Provided data:
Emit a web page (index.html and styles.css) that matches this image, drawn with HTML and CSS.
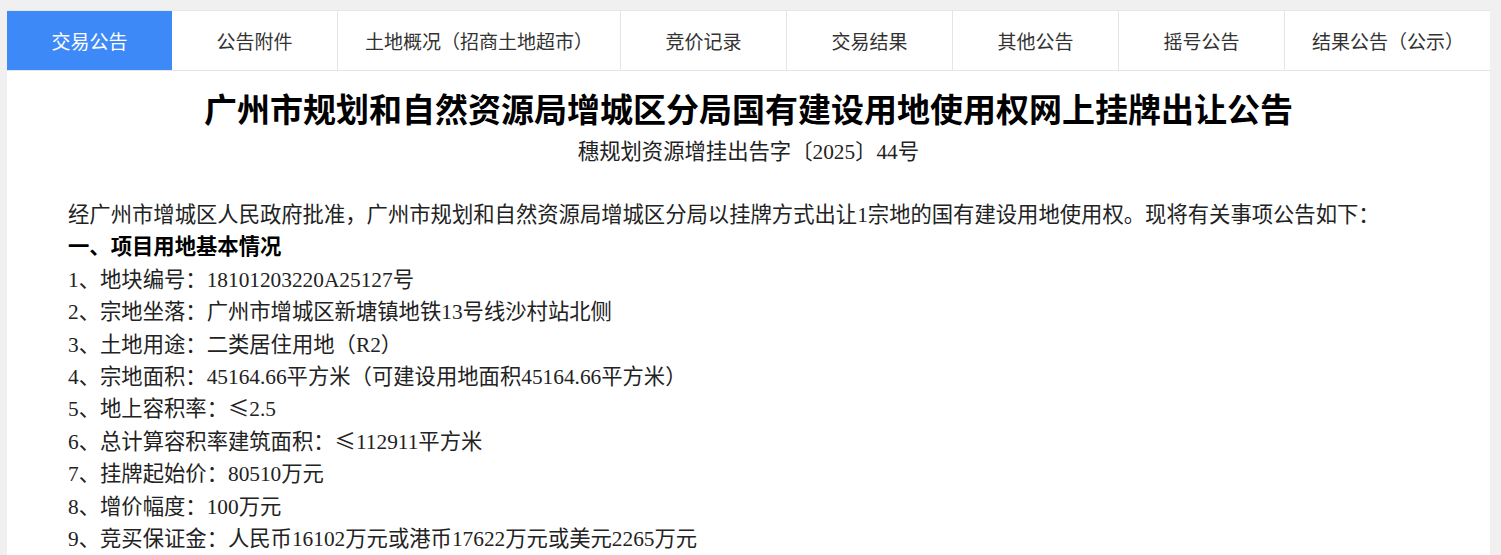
FILE: index.html
```html
<!DOCTYPE html>
<html lang="zh-CN">
<head>
    <meta charset="UTF-8">
    <meta name="viewport" content="width=device-width, initial-scale=1.0">
    <link rel="stylesheet" href="styles.css">
    <title>交易公告</title>
</head>
<body>
    <div class="panel">
        <ul class="tabs">
            <li class="tab active">交易公告</li>
            <li class="tab">公告附件</li>
            <li class="tab">土地概况（招商土地超市）</li>
            <li class="tab">竞价记录</li>
            <li class="tab">交易结果</li>
            <li class="tab">其他公告</li>
            <li class="tab">摇号公告</li>
            <li class="tab last">结果公告（公示）</li>
        </ul>
        <div class="notice">
            <h1 class="notice-title">广州市规划和自然资源局增城区分局国有建设用地使用权网上挂牌出让公告</h1>
            <p class="notice-no">穗规划资源增挂出告字〔2025〕44号</p>
            <div class="notice-body">
                <p>经广州市增城区人民政府批准，广州市规划和自然资源局增城区分局以挂牌方式出让1宗地的国有建设用地使用权。现将有关事项公告如下：</p>
                <p class="section">一、项目用地基本情况</p>
                <p>1、地块编号：18101203220A25127号</p>
                <p>2、宗地坐落：广州市增城区新塘镇地铁13号线沙村站北侧</p>
                <p>3、土地用途：二类居住用地（R2）</p>
                <p>4、宗地面积：45164.66平方米（可建设用地面积45164.66平方米）</p>
                <p>5、地上容积率：<span class="sym">≤</span>2.5</p>
                <p>6、总计算容积率建筑面积：<span class="sym">≤</span>112911平方米</p>
                <p>7、挂牌起始价：80510万元</p>
                <p>8、增价幅度：100万元</p>
                <p>9、竞买保证金：人民币16102万元或港币17622万元或美元2265万元</p>
            </div>
        </div>
    </div>
</body>
</html>
```

FILE: styles.css
```css
body {
    margin: 0;
    padding: 10px 11px 0 7px;
    background-color: #f0f0f0;
    font-family: "Liberation Serif", "Noto Sans CJK SC", serif;
    height: 545px;
    overflow: hidden;
}

.panel {
    background-color: #ffffff;
    border-top: 1px solid #e6e6ec;
    height: 545px;
}

.tabs {
    display: flex;
    margin: 0;
    padding: 0;
    list-style: none;
    border-bottom: 1px solid #e4e4ea;
}

.tab {
    box-sizing: border-box;
    min-width: 166px;
    height: 59px;
    padding: 0 27px;
    display: flex;
    align-items: center;
    justify-content: center;
    border-right: 1px solid #e4e4ea;
    font-family: "Noto Sans CJK SC", sans-serif;
    font-size: 19px;
    color: #333333;
}

.tab.active {
    min-width: 165px;
    background-color: #3d89f7;
    color: #ffffff;
    border-right: 0;
}

.tab.last {
    flex: 1;
    border-right: 0;
}

.notice {
    padding: 20px 0 0 61px;
}

.notice-title {
    margin: 0 0 0 -61px;
    text-align: center;
    font-size: 33px;
    line-height: 40px;
    font-weight: bold;
    color: #000000;
}

.notice-no {
    margin: 5px 0 0 -61px;
    text-align: center;
    font-size: 21.33px;
    line-height: 32px;
    color: #222222;
}

.notice-body {
    margin-top: 31px;
    font-size: 21.33px;
    line-height: 32.4px;
    color: #222222;
}

.notice-body p {
    margin: 0;
}

.notice-body .section {
    font-weight: bold;
    color: #000000;
}

.sym {
    font-family: "Noto Sans CJK SC", sans-serif;
    line-height: 0;
}
```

What to produce:
Retype the data above exactly; pictures are not part of the copy.

Reply:
Emit a web page (index.html and styles.css) that matches this image, drawn with HTML and CSS.
FILE: index.html
```html
<!DOCTYPE html>
<html lang="zh-CN">
<head>
    <meta charset="UTF-8">
    <meta name="viewport" content="width=device-width, initial-scale=1.0">
    <link rel="stylesheet" href="styles.css">
    <title>交易公告</title>
</head>
<body>
    <div class="panel">
        <ul class="tabs">
            <li class="tab active">交易公告</li>
            <li class="tab">公告附件</li>
            <li class="tab">土地概况（招商土地超市）</li>
            <li class="tab">竞价记录</li>
            <li class="tab">交易结果</li>
            <li class="tab">其他公告</li>
            <li class="tab">摇号公告</li>
            <li class="tab last">结果公告（公示）</li>
        </ul>
        <div class="notice">
            <h1 class="notice-title">广州市规划和自然资源局增城区分局国有建设用地使用权网上挂牌出让公告</h1>
            <p class="notice-no">穗规划资源增挂出告字〔2025〕44号</p>
            <div class="notice-body">
                <p>经广州市增城区人民政府批准，广州市规划和自然资源局增城区分局以挂牌方式出让1宗地的国有建设用地使用权。现将有关事项公告如下：</p>
                <p class="section">一、项目用地基本情况</p>
                <p>1、地块编号：18101203220A25127号</p>
                <p>2、宗地坐落：广州市增城区新塘镇地铁13号线沙村站北侧</p>
                <p>3、土地用途：二类居住用地（R2）</p>
                <p>4、宗地面积：45164.66平方米（可建设用地面积45164.66平方米）</p>
                <p>5、地上容积率：<span class="sym">≤</span>2.5</p>
                <p>6、总计算容积率建筑面积：<span class="sym">≤</span>112911平方米</p>
                <p>7、挂牌起始价：80510万元</p>
                <p>8、增价幅度：100万元</p>
                <p>9、竞买保证金：人民币16102万元或港币17622万元或美元2265万元</p>
            </div>
        </div>
    </div>
</body>
</html>
```

FILE: styles.css
```css
body {
    margin: 0;
    padding: 10px 11px 0 7px;
    background-color: #f0f0f0;
    font-family: "Liberation Serif", "Noto Sans CJK SC", serif;
    height: 545px;
    overflow: hidden;
}

.panel {
    background-color: #ffffff;
    border-top: 1px solid #e6e6ec;
    height: 545px;
}

.tabs {
    display: flex;
    margin: 0;
    padding: 0;
    list-style: none;
    border-bottom: 1px solid #e4e4ea;
}

.tab {
    box-sizing: border-box;
    min-width: 166px;
    height: 59px;
    padding: 0 27px;
    display: flex;
    align-items: center;
    justify-content: center;
    border-right: 1px solid #e4e4ea;
    font-family: "Noto Sans CJK SC", sans-serif;
    font-size: 19px;
    color: #333333;
}

.tab.active {
    min-width: 165px;
    background-color: #3d89f7;
    color: #ffffff;
    border-right: 0;
}

.tab.last {
    flex: 1;
    border-right: 0;
}

.notice {
    padding: 20px 0 0 61px;
}

.notice-title {
    margin: 0 0 0 -61px;
    text-align: center;
    font-size: 33px;
    line-height: 40px;
    font-weight: bold;
    color: #000000;
}

.notice-no {
    margin: 5px 0 0 -61px;
    text-align: center;
    font-size: 21.33px;
    line-height: 32px;
    color: #222222;
}

.notice-body {
    margin-top: 31px;
    font-size: 21.33px;
    line-height: 32.4px;
    color: #222222;
}

.notice-body p {
    margin: 0;
}

.notice-body .section {
    font-weight: bold;
    color: #000000;
}

.sym {
    font-family: "Noto Sans CJK SC", sans-serif;
    line-height: 0;
}
```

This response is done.